If you know what complex impedance is ( Z = R + jX), then the "Admittance" is the inverse of this. The "Susceptance" is the imaginary portion of the "Admittance". They are looking for the "shunt" admittance of the line, as opposed to the series impedance you've probably already figured out. The admittance is a complex number - the real part is conductance and the imaginary part is susceptance. The shunt conductance of an overhead line is negligible, so that leaves the susceptance, which reduces to the inverse of the capacitive reactance.

For short overhead lines, this value is not of major concern. For long underground lines and very long transmission lines, it is of more interest.
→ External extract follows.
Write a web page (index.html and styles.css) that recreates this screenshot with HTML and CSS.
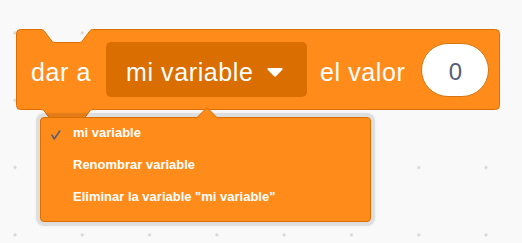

Not sure how you came up with the other data, but a book like Stevenson's Elements of Power System Analysis, or similar text should help you out.

Cheers,

Dave
 
Capacitance is:

C = E*10^-9/(18*ln(Di/dc)) in farad/m

Where E is the relative permeability (3 for EPR, 2.5 for XLPE)
Di is the external diameter of the insulation excluding the screen
dc is the diamter of the conductor including screen

Susceptance = 2*pi*f*C
 
thanks for posting this interesting question.. I have another question in relation to this. If the transmission line is equipped with a series capacitor compensation, how the line charging capacitance will likely be affected? How the magnitude of the charging and discharge current are likely going to be? Will they increase or decrease?

Your answers are greatly appreciated!